More and more companies are using virtual teams to connect their personnel in offices around the globe. In fact, research has shown that today “most teamwork is virtual” with it being rare “to find all team members located in one place” in organizations.

Virtual teams are teams whose members are geographically dispersed and rely primarily on technology (telephone, computer, video, or some combination) for communication and to accomplish their work as a team.

Virtual teams provide several advantages for companies today: lowering travel and facility costs, reducing project schedules, allowing the leveraging of expertise and vertical integration, improving efficiency, and positioning to compete globally.
On the other hand, virtual teams also provide challenges, particularly in communications:
Lost in context of communication
Cultural differences
Difficulties in sharing and discussing complex information
Connection and trust difficult to build in a virtual environment

A virtual team needs to have even more structure than a traditional team and must spend even more time on basic good team practices, such as having a clear purpose and objectives, establishing ground rules, creating work plans, and developing team communication protocols.

According to an article in The McKinsey Quaterly, a virtual team needs the following to be successful: (1) shared beliefs, (2) a “storehouse of credibility and trust,” and (3) a shared work space.

The shared beliefs come from the team discussing fundamental questions about how they plan to approach the problems, examining areas of potential conflict, and taking time to resolve any differences.
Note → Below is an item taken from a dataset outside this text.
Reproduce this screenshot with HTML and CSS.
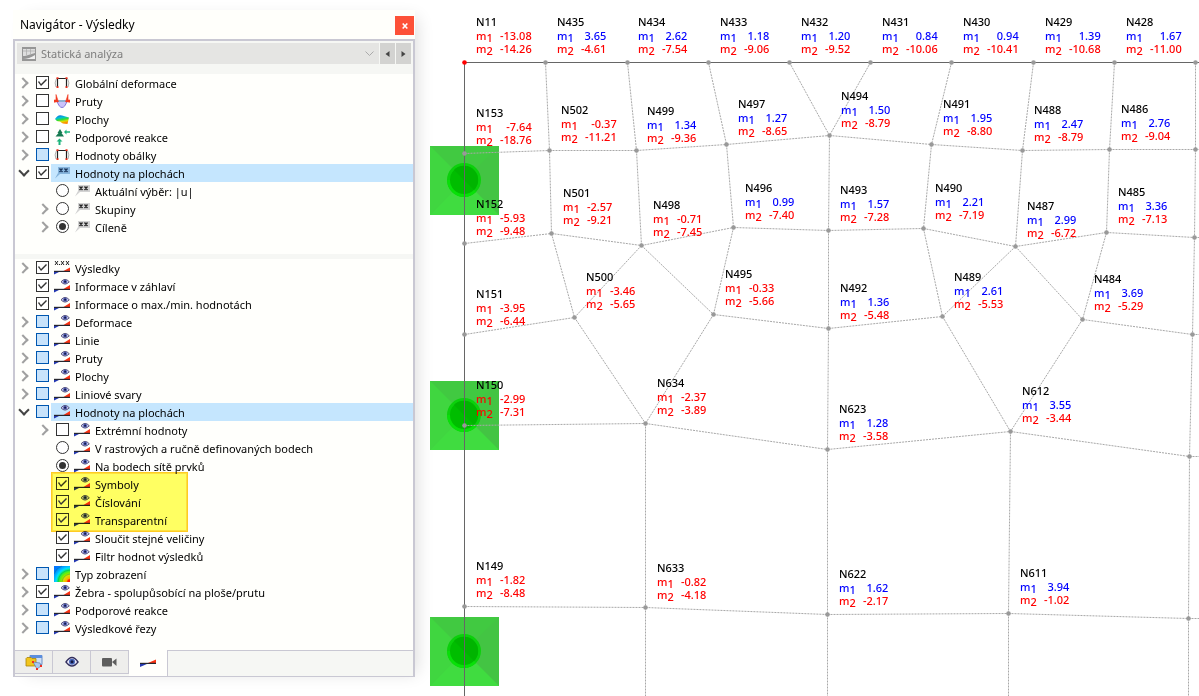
FILE: index.html
```html
<!DOCTYPE html>
<html lang="cs">
<head>
<meta charset="utf-8">
<title>Navigátor - Výsledky</title>
<link rel="stylesheet" href="styles.css">
</head>
<body>
<svg class="sprite" aria-hidden="true">
  <defs>
    <linearGradient id="leaf" x1="0" y1="0" x2="0.3" y2="1"><stop offset="0" stop-color="#1559d8"/><stop offset=".35" stop-color="#0bd"/><stop offset=".6" stop-color="#3d3"/><stop offset=".8" stop-color="#dd0"/><stop offset="1" stop-color="#f80"/></linearGradient>
    <radialGradient id="iso" cx="1" cy="1" r="1.15"><stop offset=".12" stop-color="#f20"/><stop offset=".2" stop-color="#fa0"/><stop offset=".36" stop-color="#dd0"/><stop offset=".5" stop-color="#7e0"/><stop offset=".64" stop-color="#1e5"/><stop offset=".76" stop-color="#0df"/><stop offset="1" stop-color="#07f"/></radialGradient>
  </defs>
  <symbol id="i-eye" viewBox="0 0 16 18">
    <path d="M0 12.500h6L0 15.500z" fill="#2438b0"/><path d="M16 8v4h-6.500z" fill="#fb3212"/><path d="M0 11.800h16v1.200H0z" fill="#26262e"/>
    <path d="M7 4.800Q11 0 15.300 4.800 11 9.400 7 4.800z" fill="#c9c9ee" stroke="#4a4570" stroke-width=".9"/><circle cx="11.100" cy="4.700" r="1.900" fill="#4655ac"/><circle cx="11.100" cy="4.700" r=".9" fill="#14143c"/>
  </symbol>
  <symbol id="i-values" viewBox="0 0 16 18">
    <path d="M0 12.500h6L0 15.500z" fill="#2438b0"/><path d="M16 8.500v3.500H9.500z" fill="#fb3212"/><path d="M0 11.800h16v1.200H0z" fill="#26262e"/>
    <path d="M1 2l3 4M4 2L1 6M7 2l3 4M10 2L7 6M12 2l3 4M15 2l-3 4" stroke="#222" stroke-width="1"/><path d="M5 5h1v1H5z" fill="#222"/>
  </symbol>
  <symbol id="i-wedge" viewBox="0 0 16 18">
    <path d="M0 9.600h8L0 13z" fill="#2438b0"/><path d="M16 5.500v3.500H8z" fill="#fb3212"/><path d="M0 8.800h16V10H0z" fill="#26262e"/>
  </symbol>
  <symbol id="i-frame" viewBox="0 0 16 18">
    <path d="M3.500 13V4.500h9V13" fill="none" stroke="#222" stroke-width="1.200"/><path d="M2.500 4.500Q0 9 2 13M13.500 4.500Q16 9 14 13" fill="none" stroke="#999" stroke-width=".8"/>
    <path d="M2.500 3.300h2v1.700h-2zM11.500 3.300h2v1.700h-2zM2.500 12.300h2V14h-2zM11.500 12.300h2V14h-2z" fill="#f0301c"/>
  </symbol>
  <symbol id="i-member" viewBox="0 0 16 18">
    <path d="M3 9h10q-2 6.500-5 6.500T3 9z" fill="#cbc3fb" stroke="#8478d8"/><path d="M3 8h10v2H3z" fill="#8fb0cf"/>
    <path d="M0 10.500V8h2V2.500L4.500 10M16 10.500V8h-2V2.500L11.500 10" fill="#f33a20" stroke="#f33a20" stroke-width=".6"/>
  </symbol>
  <symbol id="i-surface" viewBox="0 0 16 18">
    <path d="M1 9Q4 4 8 5.500l7 2L13.500 14Q8 14 6 11.500 3 12 1 9z" fill="url(#leaf)"/>
  </symbol>
  <symbol id="i-support" viewBox="0 0 16 18">
    <path d="M6 1l2.500 4h-1L10 8.500H1.500L4.500 5h-1z" fill="#177a50"/><path d="M10 4l2.500-2.500v1.700H16v1.600h-3.500v1.700z" fill="#1cb47a"/><path d="M5.500 10.500L8.500 13.500h-2V17h-2v-3.500h-2z" fill="#1cb47a"/>
  </symbol>
  <symbol id="i-flag" viewBox="0 0 16 18">
    <path d="M4 3h12v7H6L1 14.500 4 9z" fill="#d3d3d3"/><path d="M5.500 4.500l3 3.500M8.500 4.500l-3 3.500M10.500 4.500l3 3.500M13.500 4.500l-3 3.500" stroke="#222" stroke-width="1.300"/>
  </symbol>
  <symbol id="i-flag-blue" viewBox="0 0 16 18">
    <path d="M4 3h12v7H6L1 14.500 4 9z" fill="#86b4dc"/><path d="M5.500 4.500l3 3.500M8.500 4.500l-3 3.500M10.500 4.500l3 3.500M13.500 4.500l-3 3.500" stroke="#17335a" stroke-width="1.300"/>
  </symbol>
  <symbol id="i-iso" viewBox="0 0 16 18">
    <path d="M0 1h16v16H0z" fill="url(#iso)"/><path d="M0 9q2-6 8-8M4 17Q5 6 16 5M8 17q1-7 8-8" fill="none" stroke="#0a8a60" stroke-opacity=".35"/>
  </symbol>
</svg>

<main class="workspace">
  <aside class="navigator" aria-label="Navigátor">
    <header class="titlebar">
      <h1 class="title">Navigátor - Výsledky</h1>
      <button class="close" type="button" aria-label="Zavřít"><svg viewBox="0 0 8 8" width="8" height="8"><path d="M1.700 1.500l4.600 5M6.300 1.500l-4.600 5" stroke="#fff" stroke-width="1.600"/></svg></button>
    </header>
    <div class="frame">
      <div class="toolbar">
        <div class="combo">
          <svg class="combo-icon" viewBox="0 0 14 14" width="14" height="14"><path d="M0 0h14v14H0z" fill="#969696"/><path d="M1 2h12v4L3 9H1z" fill="#dedede"/><path d="M1 12q6 0 12-4v4z" fill="#efefef"/><path d="M1 4h12M4.500 2v6M8.500 2v5" stroke="#aaa" stroke-width=".7"/></svg>
          <select class="analysis" aria-label="Typ analýzy" disabled><option>Statická analýza</option></select>
          <svg class="combo-arrow" viewBox="0 0 9 6" width="9" height="6"><path d="M.5 .5l4 4 4-4" fill="none" stroke="#aaa"/></svg>
        </div>
        <button class="step" type="button" aria-label="Předchozí"><svg viewBox="0 0 5 8" width="5" height="8"><path d="M4.500 1v6L.5 4z" fill="#444"/></svg></button>
        <button class="step" type="button" aria-label="Další"><svg viewBox="0 0 5 8" width="5" height="8"><path d="M.5 1v6l4-3z" fill="#444"/></svg></button>
      </div>

      <ul class="tree tree-top">
        <li class="row"><button class="exp" type="button" aria-label="Rozbalit"></button><input class="box" id="a1" type="checkbox" checked><label class="name" for="a1"><svg class="ico"><use href="#i-frame"/></svg>Globální deformace</label></li>
        <li class="row"><button class="exp" type="button" aria-label="Rozbalit"></button><input class="box" id="a2" type="checkbox"><label class="name" for="a2"><svg class="ico"><use href="#i-member"/></svg>Pruty</label></li>
        <li class="row"><button class="exp" type="button" aria-label="Rozbalit"></button><input class="box" id="a3" type="checkbox"><label class="name" for="a3"><svg class="ico"><use href="#i-surface"/></svg>Plochy</label></li>
        <li class="row"><button class="exp" type="button" aria-label="Rozbalit"></button><input class="box" id="a4" type="checkbox"><label class="name" for="a4"><svg class="ico"><use href="#i-support"/></svg>Podporové reakce</label></li>
        <li class="row"><button class="exp" type="button" aria-label="Rozbalit"></button><input class="box partial" id="a5" type="checkbox"><label class="name" for="a5"><svg class="ico"><use href="#i-frame"/></svg>Hodnoty obálky</label></li>
        <li class="row selected"><button class="exp open" type="button" aria-label="Sbalit"></button><input class="box" id="a6" type="checkbox" checked><label class="name" for="a6"><svg class="ico"><use href="#i-flag-blue"/></svg>Hodnoty na plochách</label></li>
        <li class="row sub"><span class="exp-gap"></span><input class="box round" id="a7" name="scope" type="radio"><label class="name" for="a7"><svg class="ico"><use href="#i-flag"/></svg>Aktuální výběr: |u|</label></li>
        <li class="row sub"><button class="exp" type="button" aria-label="Rozbalit"></button><input class="box round" id="a8" name="scope" type="radio"><label class="name" for="a8"><svg class="ico"><use href="#i-flag"/></svg>Skupiny</label></li>
        <li class="row sub"><button class="exp" type="button" aria-label="Rozbalit"></button><input class="box round" id="a9" name="scope" type="radio" checked><label class="name" for="a9"><svg class="ico"><use href="#i-flag"/></svg>Cíleně</label></li>
      </ul>

      <ul class="tree tree-bottom">
        <li class="row"><button class="exp" type="button" aria-label="Rozbalit"></button><input class="box" id="b1" type="checkbox" checked><label class="name" for="b1"><svg class="ico"><use href="#i-values"/></svg>Výsledky</label></li>
        <li class="row"><span class="exp-gap"></span><input class="box" id="b2" type="checkbox" checked><label class="name" for="b2"><svg class="ico"><use href="#i-eye"/></svg>Informace v záhlaví</label></li>
        <li class="row"><span class="exp-gap"></span><input class="box" id="b3" type="checkbox" checked><label class="name" for="b3"><svg class="ico"><use href="#i-eye"/></svg>Informace o max./min. hodnotách</label></li>
        <li class="row"><button class="exp" type="button" aria-label="Rozbalit"></button><input class="box partial" id="b4" type="checkbox"><label class="name" for="b4"><svg class="ico"><use href="#i-eye"/></svg>Deformace</label></li>
        <li class="row"><button class="exp" type="button" aria-label="Rozbalit"></button><input class="box partial" id="b5" type="checkbox"><label class="name" for="b5"><svg class="ico"><use href="#i-eye"/></svg>Linie</label></li>
        <li class="row"><button class="exp" type="button" aria-label="Rozbalit"></button><input class="box partial" id="b6" type="checkbox"><label class="name" for="b6"><svg class="ico"><use href="#i-eye"/></svg>Pruty</label></li>
        <li class="row"><button class="exp" type="button" aria-label="Rozbalit"></button><input class="box partial" id="b7" type="checkbox"><label class="name" for="b7"><svg class="ico"><use href="#i-eye"/></svg>Plochy</label></li>
        <li class="row"><button class="exp" type="button" aria-label="Rozbalit"></button><input class="box partial" id="b8" type="checkbox"><label class="name" for="b8"><svg class="ico"><use href="#i-eye"/></svg>Liniové svary</label></li>
        <li class="row selected"><button class="exp open" type="button" aria-label="Sbalit"></button><input class="box partial" id="b9" type="checkbox"><label class="name" for="b9"><svg class="ico"><use href="#i-eye"/></svg>Hodnoty na plochách</label></li>
        <li class="row sub"><button class="exp" type="button" aria-label="Rozbalit"></button><input class="box" id="b10" type="checkbox"><label class="name" for="b10"><svg class="ico"><use href="#i-eye"/></svg>Extrémní hodnoty</label></li>
        <li class="row sub"><span class="exp-gap"></span><input class="box round" id="b11" name="points" type="radio"><label class="name" for="b11"><svg class="ico"><use href="#i-eye"/></svg>V rastrových a ručně definovaných bodech</label></li>
        <li class="row sub"><span class="exp-gap"></span><input class="box round" id="b12" name="points" type="radio" checked><label class="name" for="b12"><svg class="ico"><use href="#i-eye"/></svg>Na bodech sítě prvků</label></li>
        <li class="row sub marked"><span class="exp-gap"></span><input class="box" id="b13" type="checkbox" checked><label class="name" for="b13"><svg class="ico"><use href="#i-eye"/></svg>Symboly</label><span class="marker"></span></li>
        <li class="row sub"><span class="exp-gap"></span><input class="box" id="b14" type="checkbox" checked><label class="name" for="b14"><svg class="ico"><use href="#i-eye"/></svg>Číslování</label></li>
        <li class="row sub"><span class="exp-gap"></span><input class="box" id="b15" type="checkbox" checked><label class="name" for="b15"><svg class="ico"><use href="#i-eye"/></svg>Transparentní</label></li>
        <li class="row sub"><span class="exp-gap"></span><input class="box" id="b16" type="checkbox" checked><label class="name" for="b16"><svg class="ico"><use href="#i-eye"/></svg>Sloučit stejné veličiny</label></li>
        <li class="row sub"><span class="exp-gap"></span><input class="box" id="b17" type="checkbox" checked><label class="name" for="b17"><svg class="ico"><use href="#i-eye"/></svg>Filtr hodnot výsledků</label></li>
        <li class="row"><button class="exp" type="button" aria-label="Rozbalit"></button><input class="box partial" id="b18" type="checkbox"><label class="name" for="b18"><svg class="ico"><use href="#i-iso"/></svg>Typ zobrazení</label></li>
        <li class="row"><button class="exp" type="button" aria-label="Rozbalit"></button><input class="box" id="b19" type="checkbox" checked><label class="name" for="b19"><svg class="ico"><use href="#i-eye"/></svg>Žebra - spolupůsobící na ploše/prutu</label></li>
        <li class="row"><button class="exp" type="button" aria-label="Rozbalit"></button><input class="box partial" id="b20" type="checkbox"><label class="name" for="b20"><svg class="ico"><use href="#i-eye"/></svg>Podporové reakce</label></li>
        <li class="row"><button class="exp" type="button" aria-label="Rozbalit"></button><input class="box partial" id="b21" type="checkbox"><label class="name" for="b21"><svg class="ico"><use href="#i-eye"/></svg>Výsledkové řezy</label></li>
      </ul>

      <nav class="tabs">
        <button class="tab" type="button" aria-label="Data"><svg viewBox="0 0 18 18" width="18" height="18"><path d="M5 2.500h12v9H5z" fill="#cfe0f4" stroke="#6d8fc6"/><path d="M5 2h12v3H5z" fill="#5b8ede"/><path d="M1 5.500l1-1h4l1 1h4V13H1z" fill="#f2c51c" stroke="#a8830a" stroke-width=".8"/><path d="M8 9l7 1 1 3-4 3z" fill="#a9c8ef" stroke="#5d7cab" stroke-width=".7"/><path d="M7 8h2v2H7zM15 12h2v2h-2zM11 15h2v2h-2z" fill="#f03020"/></svg></button>
        <button class="tab" type="button" aria-label="Zobrazení"><svg viewBox="0 0 14 12" width="14" height="12"><path d="M1 6q6-9 12 0-6 8-12 0z" fill="#e8e8fc" stroke="#332f5c" stroke-width="1.400"/><circle cx="7" cy="5.800" r="3" fill="#4665b8"/><circle cx="7" cy="5.800" r="1.500" fill="#131840"/></svg></button>
        <button class="tab" type="button" aria-label="Pohledy"><svg viewBox="0 0 15 10" width="15" height="10"><rect x="0" y="1" width="10" height="8.500" rx="1" fill="#5e5e5e"/><path d="M10 5l4.500-3.500v7.500z" fill="#5e5e5e"/></svg></button>
        <button class="tab active" type="button" aria-label="Výsledky"><svg width="16" height="18"><use href="#i-wedge"/></svg></button>
      </nav>
    </div>
  </aside>

  <section class="model" id="model" aria-label="Model">
    <svg class="mesh" id="mesh" aria-hidden="true"></svg>
  </section>
</main>
<script src="model.js"></script>
</body>
</html>
```
FILE: styles.css
```css
* { box-sizing: border-box; }
body {
  margin: 0;
  background: #fff;
  color: #000;
  font: 11px/18px "Noto Sans", "Open Sans", sans-serif;
}
button, select, input { font: inherit; margin: 0; padding: 0; border: 0; }
.sprite { position: absolute; width: 0; height: 0; }
.workspace {
  display: grid;
  grid-template-columns: 402px minmax(0, 1fr);
  column-gap: 15px;
  padding-left: 13px;
  height: 100vh;
  overflow: hidden;
}

/* Navigator panel */
.navigator {
  align-self: start;
  margin-top: 10px;
  background: #fffffb;
  box-shadow: 8px 2px 16px -6px rgba(0, 0, 0, .14);
}
.titlebar {
  display: flex;
  align-items: center;
  justify-content: space-between;
  height: 29px;
  padding: 0 1px 0 7px;
}
.title { margin: 0; font-size: 12px; font-weight: 400; }
.close {
  display: grid;
  place-items: center;
  width: 19px;
  height: 19px;
  margin-top: 2px;
  background: #fd5138;
}
.frame {
  border: 2px solid #c9c8d3;
  border-bottom-width: 1px;
  background: #f6f7f4;
}
.toolbar {
  display: flex;
  gap: 1px;
  padding: 2px 2px 10px;
}
.combo {
  display: flex;
  align-items: center;
  flex: 1;
  height: 21px;
  padding: 0 5px;
  background: #e5e5e3;
}
.analysis {
  flex: 1;
  padding-left: 5px;
  appearance: none;
  background: transparent;
  color: #7d7d7d;
  opacity: 1;
}
.step {
  display: grid;
  place-items: center;
  width: 15px;
  background: #d3d3d1;
}

/* Trees */
.tree {
  margin: 0;
  padding: 0;
  list-style: none;
  background: #fffffc;
}
.tree-top { padding-bottom: 18px; margin-bottom: 5px; }
.tree-bottom { padding-bottom: 13px; }
.row { display: flex; height: 18px; padding-left: 2px; }
.sub { padding-left: 22px; }
.exp, .exp-gap { flex: none; width: 14px; height: 18px; background: none; }
.exp { display: grid; place-items: center; padding-right: 3px; }
.exp::before {
  content: "";
  width: 6px;
  height: 6px;
  border: solid #a0a0a0;
  border-width: 2px 2px 0 0;
  transform: rotate(45deg);
}
.exp.open { padding: 0 0 4px; }
.exp.open::before { border-color: #444; transform: rotate(135deg); }
.box {
  flex: none;
  display: grid;
  place-items: center;
  appearance: none;
  width: 13px;
  height: 13px;
  margin: 2px 2px 0 5px;
  border: 1px solid #333;
  background: #fff;
}
.box:checked::before {
  content: "";
  width: 9px;
  height: 7px;
  background: #333;
  clip-path: polygon(0 3px, 1px 2px, 3px 5px, 8px 0, 9px 1px, 3px 7px);
}
.partial { border-color: #0057b0; background: #c8e3fb; }
.round { border-radius: 50%; }
.round:checked::before { width: 7px; height: 7px; border-radius: 50%; clip-path: none; }
.name {
  display: flex;
  flex: 1;
  gap: 5px;
  padding-left: 3px;
  line-height: 20px;
  white-space: nowrap;
}
.selected .name { background: #c5e6fe; }
.ico { flex: none; width: 16px; height: 18px; }
.marked { position: relative; }
.marker {
  position: absolute;
  left: 36px;
  top: -3px;
  width: 137px;
  height: 60px;
  border: 1px solid #fc2;
  outline: 1px solid #fde040;
  outline-offset: -2px;
  background: #ffff63;
  mix-blend-mode: multiply;
  pointer-events: none;
}

/* Bottom tabs */
.tabs { display: flex; height: 26px; border-top: 1px solid #c9c8d3; }
.tab {
  display: grid;
  place-items: center;
  width: 38px;
  height: 23px;
  border: solid #c9c8d3;
  border-width: 0 1px 1px 0;
  background: #eeeeec;
}
.tab.active { height: 26px; width: 39px; margin-top: -1px; border-bottom: 0; background: #fffffc; }

/* Model view */
.model { position: relative; overflow: hidden; }
.mesh { display: block; width: 100%; height: 100%; }
.edge { stroke: #a8a8a8; stroke-width: 1; stroke-dasharray: 2 1; fill: none; }
.border { stroke: #666; stroke-width: 1; fill: none; shape-rendering: crispEdges; }
.node { fill: #999; }
.origin { fill: #f00; }
.tag {
  position: absolute;
  display: grid;
  grid-template-columns: 24px auto;
  line-height: 13px;
  font-weight: 500;
}
.tag-name { grid-column: 1 / 3; padding-bottom: 1px; }
.tag-value { text-align: right; }
.idx { position: relative; top: 2px; }
.pos { color: #00f; }
.neg { color: #f00; }
```
FILE: model.js
```js
// Horizontal scroll of the view over the model plane.
const VIEW_X = 430;

const nodes = [
  [[464,62],[545,62],[627,62],[708,62],[789,62],[870,62],[951,62],[1033,62],[1114,62],[1195,62]],
  [[464,153],[549,150],[636,150],[726,144],[829,135],[931,144],[1022,150],[1109,149],[1195,149]],
  [[464,243],[551,233],[641,245],[733,227],[828,230],[923,228],[1015,246],[1106,232],[1194,237]],
  [[464,334],[574,317],[713,314],[828,328],[942,316],[1082,319],[1192,334]],
  [[464,425],[645,423],[827,449],[1010,431],[1189,456]],
  [[464,606],[645,607],[827,614],[1008,613],[1188,618]]
];

// Each link joins [row, index] to [row, index].
const links = [];
const link = (r, a, s, b) => links.push([nodes[r][a], nodes[s][b]]);
[1, 2, 4, 5].forEach(r => nodes[r].slice(1).forEach((n, i) => link(r, i, r, i + 1)));
[[1,1],[2,2],[3,3],[4,4],[5,4],[6,5],[7,6],[8,7],[9,8]].forEach(([a, b]) => link(0, a, 1, b));
for (let i = 1; i < 9; i++) link(1, i, 2, i);
[[1,1],[2,1],[2,2],[3,2],[4,3],[5,4],[6,4],[6,5],[7,5],[8,6]].forEach(([a, b]) => link(2, a, 3, b));
[[0,1],[2,3],[3,4],[5,6]].forEach(([a, b]) => link(3, a, 3, b));
[[1,1],[2,1],[3,2],[4,3],[5,3],[6,4]].forEach(([a, b]) => link(3, a, 4, b));
for (let i = 1; i < 5; i++) {
  link(4, i, 5, i);
  links.push([nodes[5][i], [nodes[5][i][0], 1400]]);
}
[1, 2, 3, 4, 5].forEach(r => {
  const end = nodes[r][nodes[r].length - 1];
  links.push([end, [end[0] + 90, end[1]]]);
});

const tags = [
  ["N11",476,15,"-13.08","-14.26"],["N435",557,15,"3.65","-4.61"],["N434",638,15,"2.62","-7.54"],
  ["N433",720,15,"1.18","-9.06"],["N432",801,15,"1.20","-9.52"],["N431",882,15,"0.84","-10.06"],
  ["N430",963,15,"0.94","-10.41"],["N429",1045,15,"1.39","-10.68"],["N428",1126,15,"1.67","-11.00"],
  ["N153",476,106,"-7.64","-18.76"],["N502",561,103,"-0.37","-11.21"],["N499",647,104,"1.34","-9.36"],
  ["N497",738,97,"1.27","-8.65"],["N494",841,89,"1.50","-8.79"],["N491",943,97,"1.95","-8.80"],
  ["N488",1034,103,"2.47","-8.79"],["N486",1121,102,"2.76","-9.04"],["N152",476,197,"-5.93","-9.48"],
  ["N501",563,186,"-2.57","-9.21"],["N498",653,198,"-0.71","-7.45"],["N496",745,181,"0.99","-7.40"],
  ["N493",840,183,"1.57","-7.28"],["N490",935,181,"2.21","-7.19"],["N487",1027,199,"2.99","-6.72"],
  ["N485",1118,185,"3.36","-7.13"],["N151",476,287,"-3.95","-6.44"],["N500",586,270,"-3.46","-5.65"],
  ["N495",725,267,"-0.33","-5.66"],["N492",840,281,"1.36","-5.48"],["N489",954,270,"2.61","-5.53"],
  ["N484",1094,272,"3.69","-5.29"],["N150",476,378,"-2.99","-7.31"],["N634",657,376,"-2.37","-3.89"],
  ["N623",839,402,"1.28","-3.58"],["N612",1022,384,"3.55","-3.44"],["N149",476,559,"-1.82","-8.48"],
  ["N633",657,561,"-0.82","-4.18"],["N622",839,567,"1.62","-2.17"],["N611",1020,566,"3.94","-1.02"]
];

const support = cy => `<g transform="translate(464 ${cy})">
  <path d="M-34-34H35V35H-34z" fill="#41d041"/>
  <path d="M-34-34H35L0 0z" fill="#41c941"/><path d="M35-34V35L0 0z" fill="#43c443"/>
  <path d="M35 35H-34L0 0z" fill="#40dc40"/><path d="M-34 35V-34L0 0z" fill="#40d640"/>
  <circle r="17" fill="#0bd00b"/><path d="M-17 0a17 17 0 0 0 29 12L0 0z" fill="#08e008"/>
  <circle r="14" fill="#00bd00"/><path d="M-10-10A14 14 0 0 1 10 10z" fill="#00b400"/></g>`;

const line = ([a, b]) => `<path class="edge" d="M${a[0] + .5} ${a[1] + .5}L${b[0] + .5} ${b[1] + .5}"/>`;
const dot = ([x, y], r, i) => `<circle class="${r + i ? "node" : "origin"}" cx="${x + .5}" cy="${y + .5}" r="2.3"/>`;

document.getElementById("mesh").innerHTML = `<g transform="translate(${-VIEW_X} 0)">
  ${[180, 415, 651].map(support).join("")}
  ${links.map(line).join("")}
  <path class="border" d="M2400 62.500H464.500V1400"/>
  ${nodes.map((row, r) => row.map((n, i) => dot(n, r, i)).join("")).join("")}</g>`;

const part = (k, v) => {
  const tone = v[0] === "-" ? "neg" : "pos";
  return `<span class="${tone}">m<span class="idx">${k}</span></span><span class="tag-value ${tone}">${v}</span>`;
};
document.getElementById("model").insertAdjacentHTML("beforeend", tags.map(([name, x, y, m1, m2]) =>
  `<div class="tag" style="left:${x - VIEW_X}px;top:${y}px"><span class="tag-name">${name}</span>${part(1, m1)}${part(2, m2)}</div>`).join(""));
```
To build a storehouse of credibility and trust, each team member needs to “pay careful attention to the way others perceive them.” In addition, they need to “deliver on their promises, and do so on time; consider other people’s schedules; deal straightforwardly with colleagues; and respond promptly to emails and voicemails.” Creating a work space means that they need to establish a virtual team room through the technology available to them. It should allow them to communicate easily and to share in developing ideas and documents.